Итак, даже германские генералы (за исключением Кейтеля) в один голос говорят о стойкости бойцов РККА тем страшным и жарким летом — а Солженицын (вот уж поистине говорящая фамилия) твердит совсем другое. Буйной фантазии «живого классика» можно и позавидовать, однако в данном конкретном случае она, судя по всему, ни при чем: Александр Исаевич просто излагает тезисы гитлеровской пропаганды, сбрасывавшиеся на нашу территорию миллионами листовок и озвучивавшиеся в радиопередачах. Именно эти «источники» говорили о том, что советские солдаты и командиры сдаются в плен сотнями тысяч, потому что не желают поддерживать кровавый жидобольшевистский режим; и надо сказать, что в те дни, когда противник захватывал один город за другим, это могло показаться правдоподобным.

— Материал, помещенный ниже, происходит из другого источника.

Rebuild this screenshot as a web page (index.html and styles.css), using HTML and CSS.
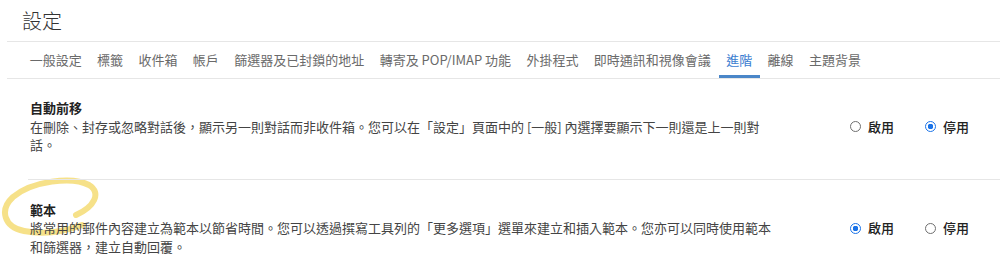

Однако уже к концу сорок первого немцы были вынуждены скорректировать свою пропаганду и признать, что Красная Армия вовсе не собирается ни сдаваться, ни поворачивать штыки против советского строя. И лишь один-единственный человек и десятилетия спустя твердит о массовой измене наших солдат упорнее, чем сам доктор Геббельс, — и зовется при этом живым классиком русской литературы.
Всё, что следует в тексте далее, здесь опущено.